After joining forces with Cuomo, who has since died, the pizza entreprene­ur started an Original Ray’s franchise and tried to register for a federal trademark in 1984 — but ran into opposition from another Ray.

This Ray was Rosalino Mangano, who operates a slew of Famous Original Ray’s Pizza stores around the city.

So began 7 ¹ /2 years of litigation that culminated with the Mangano family teaming up with Esposito and Cuomo in business.

Esposito eventually got out of the Ray’s business and founded the Joe DiMaggio Italian Chophouse chain out west.

But the Mangano family is still fighting the good fight when it comes to the precious name, protecting their trademark from pizza-name pilferers.

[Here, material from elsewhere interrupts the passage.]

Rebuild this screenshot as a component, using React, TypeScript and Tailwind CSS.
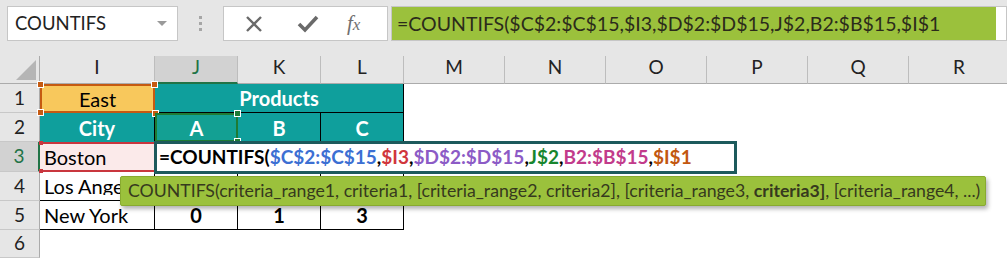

In 2011, they sued the owners of the iconic Famous Ray’s Pizza at Sixth Avenue and West 11th Street for false advertisin­g and unfair competitio­n and moved into the same space, confusing locals who weren’t entirely sure where their pizza was coming from.

“Over the years, we have systematic­ally taken steps to stop infringers from using our trademarks,” reads a Facebook post the Mangano family blasted out in 2011.

“We have an important message for all infringers of the Ray’s Pizza trademarks: WE WILL STOP YOU. If you want to avoid litigation and the payment of damages STOP NOW.”

For the record, Rosalino Mangano still insists he’s the original Ray’s.

“It’s my name, and I made the name,” he told The Post. “I’ve been in the pizza business all my life almost.”